たとえば、2022年の「政策評価」によると、原発再稼働や次世代革新炉の開発・建設を含む「グリーントランスフォーメーション(GX)の加速」やマイナンバー制度の利活用の推進を含む「デジタルトランスフォーメーション(DX)の推進」などを評価する項目として挙げている。まさしく、自民党への大口献金企業の事業内容と重なるものだ。
自民党と大企業の癒着を支える“諸悪の根源”、事実上の経団連による政治献金の斡旋ともいえる「政策評価」。しかも、この「政策評価」の影響度が増し、自民党と大企業の癒着がさらに強固なものになったのは、第二次安倍政権でのことだ。
そもそも経団連は、1950年代半ばから自民党への政治献金の窓口となり、企業や団体に献金額を割り振ってきた。だが、リクルート事件やゼネコン汚職などの金権政治批判を受け、1993年に非自民の細川連立政権が誕生すると政治献金の斡旋を中止。これが復活したのは、小泉純一郎政権時の2004年のことだった。政界への影響力を再び取り戻すべく、トヨタの奥田碩氏が会長を務めていた経団連は「政策評価」をもとに会員企業に献金を促すようになったのだ。

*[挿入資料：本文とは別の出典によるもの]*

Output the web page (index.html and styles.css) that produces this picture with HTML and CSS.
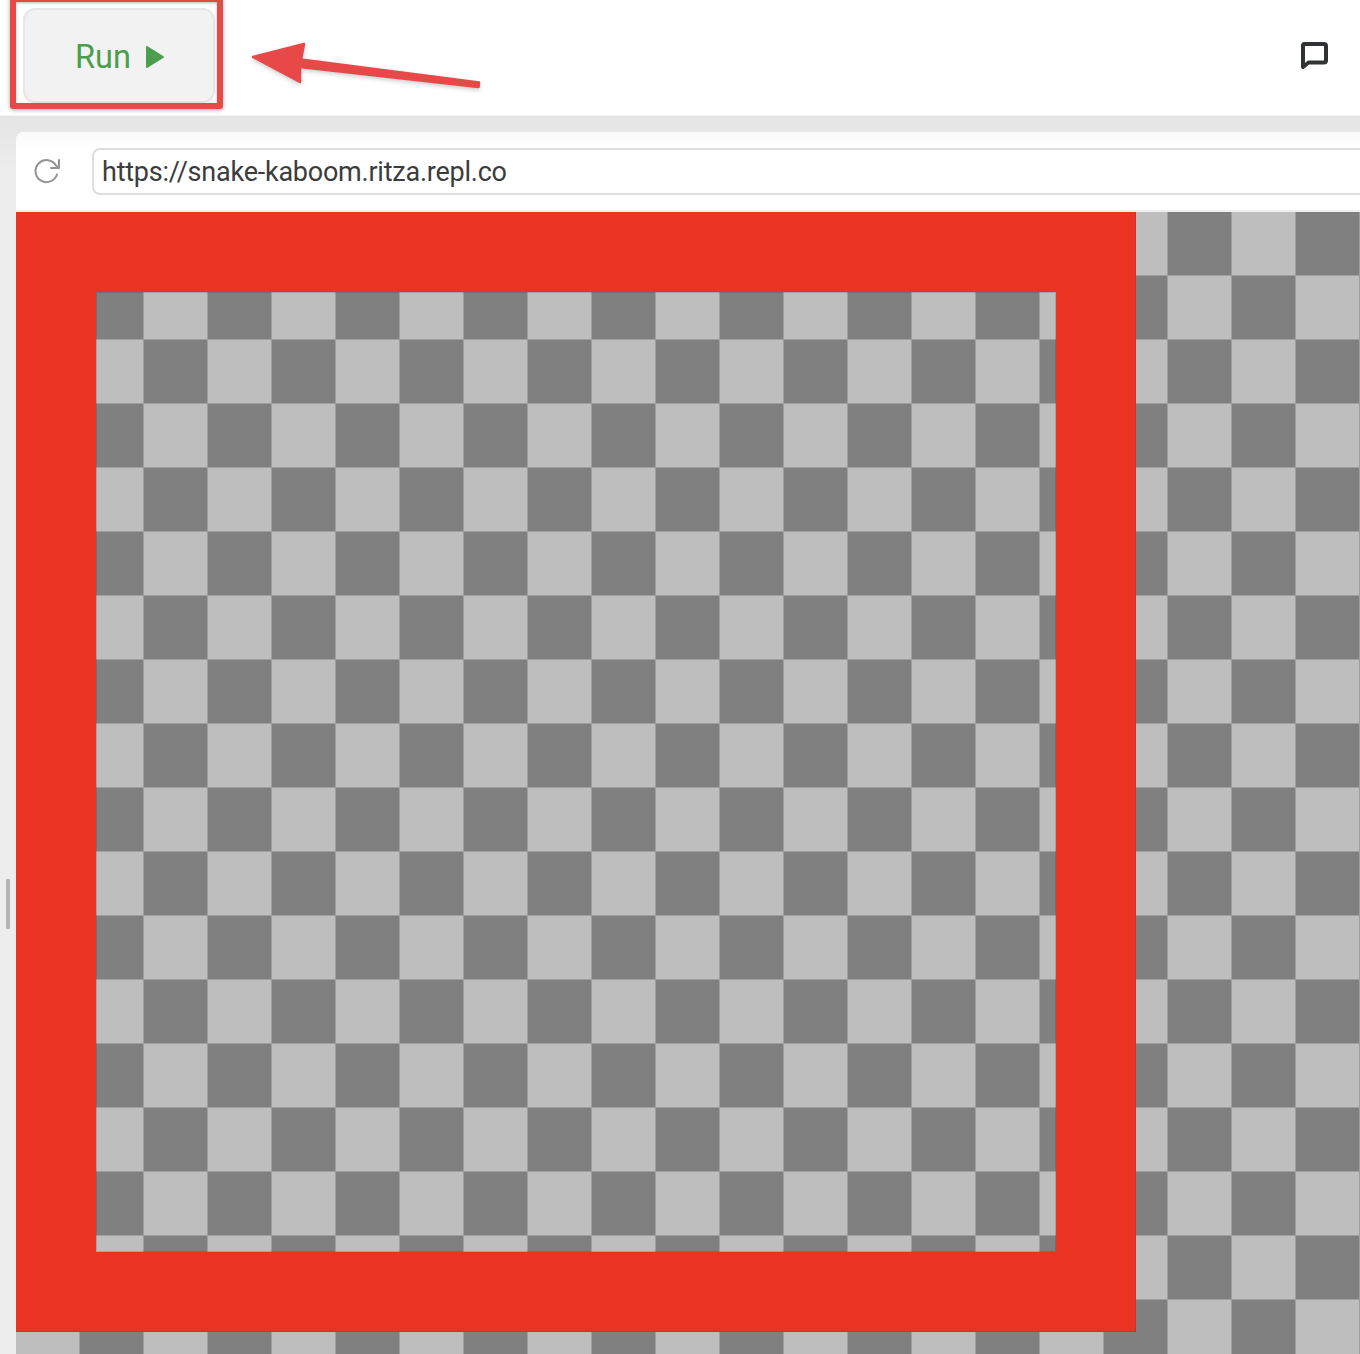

しかし、2009年に民主党政権が発足すると、民主党が企業・団体献金の禁止を公約に掲げていたことから、経団連は「政策評価」を中止し、献金の斡旋をやめた。
ところが、2012年末に安倍晋三氏が首相に返り咲くと、経団連は2013年に「政策評価」を復活させ、2014年には経団連は5年ぶりに会員企業への政治献金の呼びかけを再開させた。その結果、献金額は再び増加。実際、下野時代の2011年の自民党への企業・団体献金は11億5500万円だったが、政権に復活した2013年には19億5400万円、2014年には22億1000万円へと倍増。その後も献金額は増え、安倍氏が首相を辞任、菅義偉氏が引き継いだ2021年には、コロナ禍であったにもかかわらず24億3000万円もの献金を集めている。

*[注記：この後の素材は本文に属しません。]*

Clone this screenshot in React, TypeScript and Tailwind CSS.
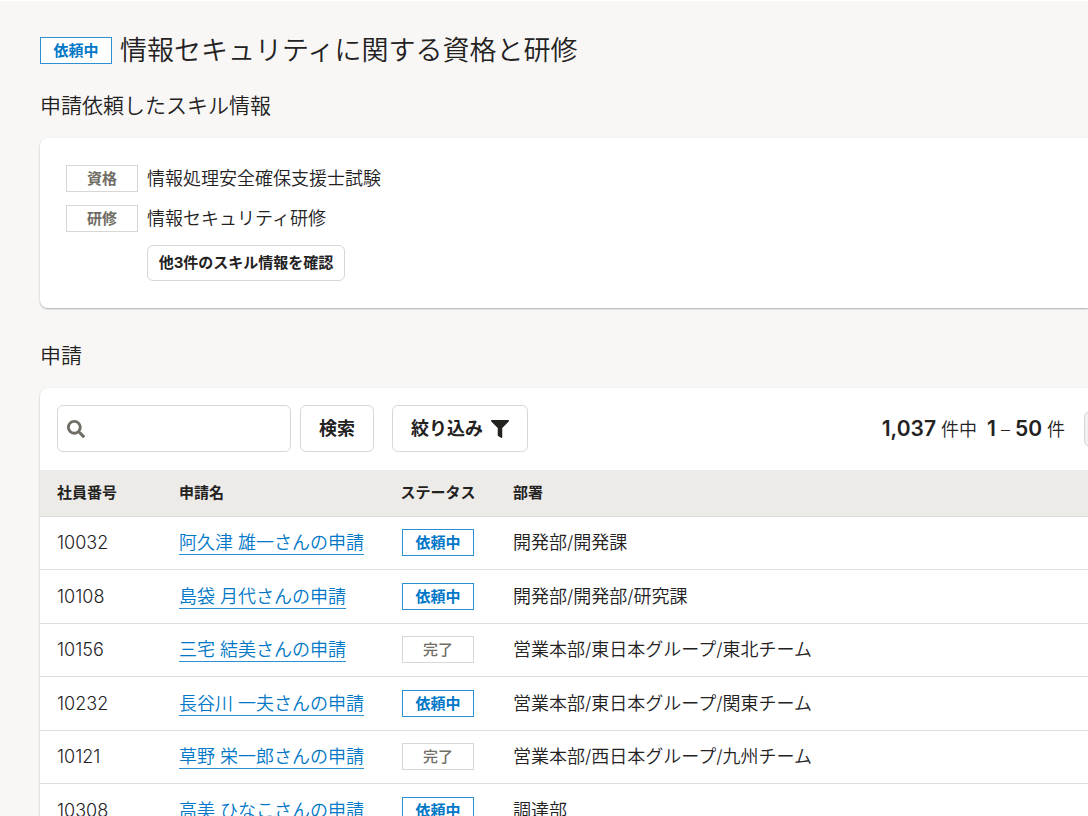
import React from 'react';
import { FaFilter, FaSearch } from 'react-icons/fa';

type Tone = 'active' | 'strong' | 'muted';

interface Skill {
  kind: string;
  name: string;
}

interface Application {
  id: string;
  name: string;
  status: '依頼中' | '完了';
  department: string;
}

const skills: Skill[] = [
  { kind: '資格', name: '情報処理安全確保支援士試験' },
  { kind: '研修', name: '情報セキュリティ研修' },
];

const applications: Application[] = [
  { id: '10032', name: '阿久津 雄一さんの申請', status: '依頼中', department: '開発部/開発課' },
  { id: '10108', name: '島袋 月代さんの申請', status: '依頼中', department: '開発部/開発部/研究課' },
  { id: '10156', name: '三宅 結美さんの申請', status: '完了', department: '営業本部/東日本グループ/東北チーム' },
  { id: '10232', name: '長谷川 一夫さんの申請', status: '依頼中', department: '営業本部/東日本グループ/関東チーム' },
  { id: '10121', name: '草野 栄一郎さんの申請', status: '完了', department: '営業本部/西日本グループ/九州チーム' },
  { id: '10308', name: '高美 ひなこさんの申請', status: '依頼中', department: '調達部' },
];

const tones: Record<Tone, string> = {
  active: 'border-[#2b8fd3] text-[#0077c7] font-bold',
  strong: 'border-[#d9d7d3] text-[#706d65] font-bold',
  muted: 'border-[#d9d7d3] text-[#706d65] font-medium',
};

const StatusLabel: React.FC<{ tone: Tone; children: React.ReactNode }> = ({ tone, children }) => (
  <span
    className={`inline-flex h-[27px] w-[72px] shrink-0 items-center justify-center border bg-white text-[15px] leading-none ${tones[tone]}`}
  >
    {children}
  </span>
);

const SectionHeading: React.FC<{ children: React.ReactNode }> = ({ children }) => (
  <h2 className="mb-4 text-[21px] leading-8 font-[350]">{children}</h2>
);

const cardClass = 'rounded-l-lg bg-white shadow-[0_1px_2px_rgba(3,3,2,0.3)]';
const buttonClass = 'border border-[#d9d7d3] bg-white font-bold text-[#23221f]';

const App: React.FC = () => {
  return (
    <main className="h-screen overflow-hidden border-t border-white bg-[#f8f7f6] pt-[29px] pl-10 font-['Inter','Noto_Sans_CJK_JP',sans-serif] text-[#23221f]">
      <header className="mb-5 flex h-10 items-center gap-2">
        <StatusLabel tone="active">依頼中</StatusLabel>
        <h1 className="pt-px text-[27px] leading-10 font-[350]">情報セキュリティに関する資格と研修</h1>
      </header>

      <section className="mb-8">
        <SectionHeading>申請依頼したスキル情報</SectionHeading>
        <div className={`${cardClass} px-[26px] pt-[27px] pb-[27px]`}>
          <dl className="flex flex-col gap-[13px]">
            {skills.map((skill) => (
              <div key={skill.name} className="flex h-[27px] items-center gap-[9px]">
                <dt className="flex">
                  <StatusLabel tone="strong">{skill.kind}</StatusLabel>
                </dt>
                <dd className="text-[18px] font-[350]">{skill.name}</dd>
              </div>
            ))}
          </dl>
          <button type="button" className={`${buttonClass} mt-[13px] ml-[81px] block h-9 w-[198px] rounded-md text-[15px]`}>
            他3件のスキル情報を確認
          </button>
        </div>
      </section>

      <section>
        <SectionHeading>申請</SectionHeading>
        <div className={`${cardClass} overflow-hidden`}>
          <div className="flex items-center pt-[17px] pb-[18px] pl-[17px]">
            <form className="flex gap-[9px]" onSubmit={(e) => e.preventDefault()}>
              <div className="relative">
                <FaSearch className="absolute top-[15px] left-[10px] size-[18px] text-[#706d65]" />
                <input
                  type="search"
                  aria-label="申請を検索"
                  className="h-[47px] w-[234px] rounded-md border border-[#d9d7d3] bg-white pr-3 pl-10 text-[18px]"
                />
              </div>
              <button type="submit" className={`${buttonClass} h-[47px] w-[74px] rounded-md text-[18px]`}>
                検索
              </button>
            </form>
            <button
              type="button"
              className={`${buttonClass} ml-[18px] flex h-[47px] items-center gap-2 rounded-md px-[18px] text-[18px]`}
            >
              絞り込み
              <FaFilter className="size-[18px]" />
            </button>
            <p className="mr-[19px] ml-auto flex items-baseline gap-[5px] text-[18px] font-[350]">
              <b className="text-[21px] font-semibold">1,037</b>
              <span>件中</span>
              <b className="ml-[5px] text-[21px] font-semibold">1</b>
              <span>–</span>
              <b className="text-[21px] font-semibold">50</b>
              <span>件</span>
            </p>
            <button
              type="button"
              aria-label="前のページ"
              className="-mr-8 size-9 shrink-0 rounded-md border border-[#d9d7d3] bg-[#f2f1f0]"
            />
          </div>

          <table className="w-full table-fixed text-left">
            <colgroup>
              <col className="w-[122px]" />
              <col className="w-[218px]" />
              <col className="w-[116px]" />
              <col />
            </colgroup>
            <thead>
              <tr className="h-[46px] border-b border-[#dddbd8] bg-[#edebe8] text-[15px]">
                <th className="px-[17px] font-bold">社員番号</th>
                <th className="px-[17px] font-bold">申請名</th>
                <th className="text-center font-bold">ステータス</th>
                <th className="px-[17px] font-bold">部署</th>
              </tr>
            </thead>
            <tbody>
              {applications.map((row) => (
                <tr key={row.id} className="border-b border-[#e0dfdc] text-[18px] font-[350] odd:h-[53px] even:h-[54px]">
                  <td className="px-[17px]">{row.id}</td>
                  <td className="px-[17px] whitespace-nowrap">
                    <a href="#" className="border-b border-[#2b8fd3] pb-px text-[#0077c7]">
                      {row.name}
                    </a>
                  </td>
                  <td>
                    <div className="flex justify-center">
                      <StatusLabel tone={row.status === '依頼中' ? 'active' : 'muted'}>{row.status}</StatusLabel>
                    </div>
                  </td>
                  <td className="px-[17px]">{row.department}</td>
                </tr>
              ))}
            </tbody>
          </table>
        </div>
      </section>
    </main>
  );
};

export default App;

しかも、経団連の政治献金の斡旋による自民党との癒着関係は、献金をおこなった個別の大企業の優遇政策を引き起こしただけではない。それは、安倍政権が献金斡旋の見返りとして法人実効税率を引き下げつづけたことだ。
2014年、経団連の新会長に東レの榊原定征氏が就任したが、榊原氏は会長就任の前日の同年6月2日に「政治献金の斡旋もあらためて検討し、年内に方向を打ち出したい」と言及。すると、この発言の翌日、自民党税制調査会は経団連が要求してきた法人実効税率を引き下げる方針を決定。安倍首相も6日に「来年度から引き下げる」と明言したのだ。その後、法人実効税率は政権発足時の37%から29.74%(2018年度)にまで引き下げられたのである。

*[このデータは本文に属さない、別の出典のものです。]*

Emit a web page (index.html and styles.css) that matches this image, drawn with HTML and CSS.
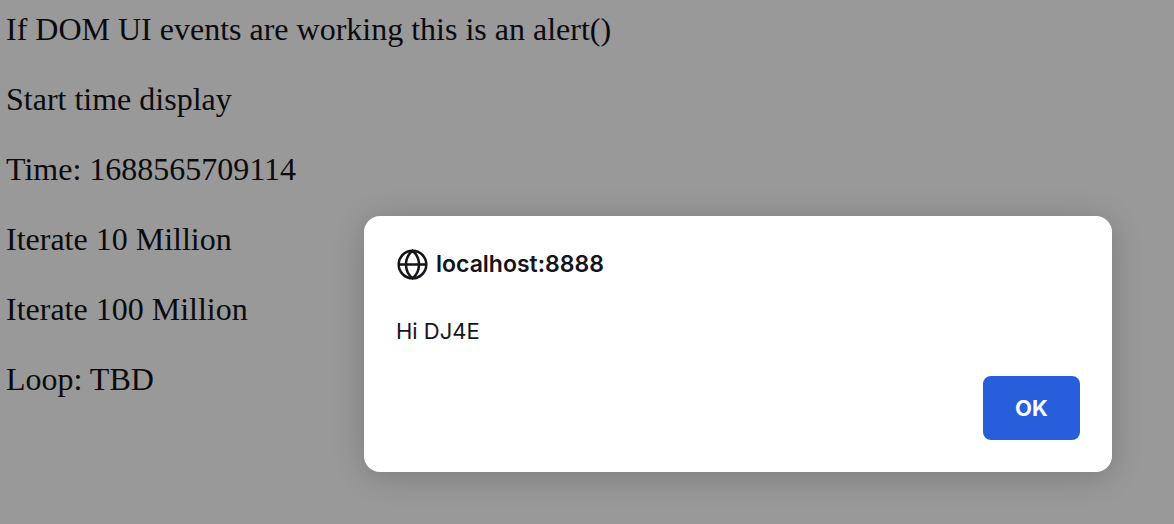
FILE: index.html
```html
<!DOCTYPE html>
<html lang="en">
<head>
<meta charset="utf-8">
<title>DOM events</title>
<link rel="stylesheet" href="styles.css">
</head>
<body>
<main class="page">
  <p>If DOM UI events are working this is an alert()</p>
  <p>Start time display</p>
  <p>Time: <span>1688565709114</span></p>
  <p>Iterate 10 Million</p>
  <p>Iterate 100 Million</p>
  <p>Loop: <span>TBD</span></p>
</main>
<div class="overlay">
  <div class="dialog" role="alertdialog" aria-labelledby="origin" aria-describedby="message">
    <header class="dialog-header">
      <svg class="globe" viewBox="0 0 32 32" aria-hidden="true">
        <circle cx="16.5" cy="16.5" r="13.8"/>
        <path d="M16.5 2.7C7.8 10 7.8 23 16.5 30.3C25.2 23 25.2 10 16.5 2.7ZM2.7 16.5H30.3"/>
      </svg>
      <h1 class="origin" id="origin">localhost:8888</h1>
    </header>
    <p class="message" id="message">Hi DJ4E</p>
    <button class="ok" type="button">OK</button>
  </div>
</div>
</body>
</html>
```

FILE: styles.css
```css
* {
  box-sizing: border-box;
}

body {
  margin: 0;
  min-height: 100vh;
  background: #99999a;
  color: #0b0b0d;
}

.page {
  display: flex;
  flex-direction: column;
  gap: 34px;
  padding: 11px 6px;
  font: 32px/36px "Liberation Serif", "Times New Roman", serif;
}

.page p {
  margin: 0;
}

.overlay {
  position: absolute;
  inset: 0;
  display: flex;
  justify-content: flex-end;
  align-items: flex-start;
  padding: 216px 62px 0;
}

.dialog {
  display: flex;
  flex-direction: column;
  width: 100%;
  max-width: 748px;
  padding: 32px;
  border-radius: 16px;
  background: #fff;
  box-shadow: 0 4px 32px rgb(0 0 0 / 20%);
  color: #15141a;
  font: 22px/32px Inter, sans-serif;
}

.dialog-header {
  display: flex;
  align-items: center;
  gap: 8px;
}

.globe {
  width: 32px;
  height: 32px;
  fill: none;
  stroke: currentColor;
  stroke-width: 2.5;
}

.origin {
  margin: 0;
  font-size: 23px;
  font-weight: 600;
  line-height: 32px;
}

.message {
  margin: 35px 0 29px;
}

.ok {
  align-self: flex-end;
  min-width: 97px;
  min-height: 64px;
  padding: 0 32px;
  border: 0;
  border-radius: 8px;
  background: #265edb;
  color: #fbfbfe;
  font: 700 22px/32px Inter, sans-serif;
}
```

経団連が政治献金を増やすと、その見返りに安倍政権は法人実効税率を引き下げ、そのぶんを消費税につけまわす。そして大企業は賃金上昇ではなく内部留保を増やし、安倍政権にさらに献金する……。つまり、自民党と大企業が癒着し互いに私腹を肥やす一方で、国民生活は置き去りにされただけでなく、どんどんと搾り取られていくかたちとなったのだ。その延長線上に岸田政権があり、癒着関係は脈々と受け継がれているのである。
ちなみに経団連は、消費税のさらなる増税をはじめ、社会保険料や自己負担の引き上げなども提言している。今回の政治改革で、岸田首相が「企業・団体献金の禁止」を突っぱねれば、今後も自民党政権は多額の献金を見込んで経団連の言いなりとなり、国民生活はさらに追い込まれていくことになる。
玉川徹氏は「企業・団体献金を禁止できるかどうかというのが肝だってことを、われわれ国民側が意識しておかないとダメ」と強く訴えていたが、カネで政策を買うという金権腐敗を、このまま温存させるわけにはいかない。そのためにも、世論が厳しく岸田政権の姿勢をただしていく必要があるだろう。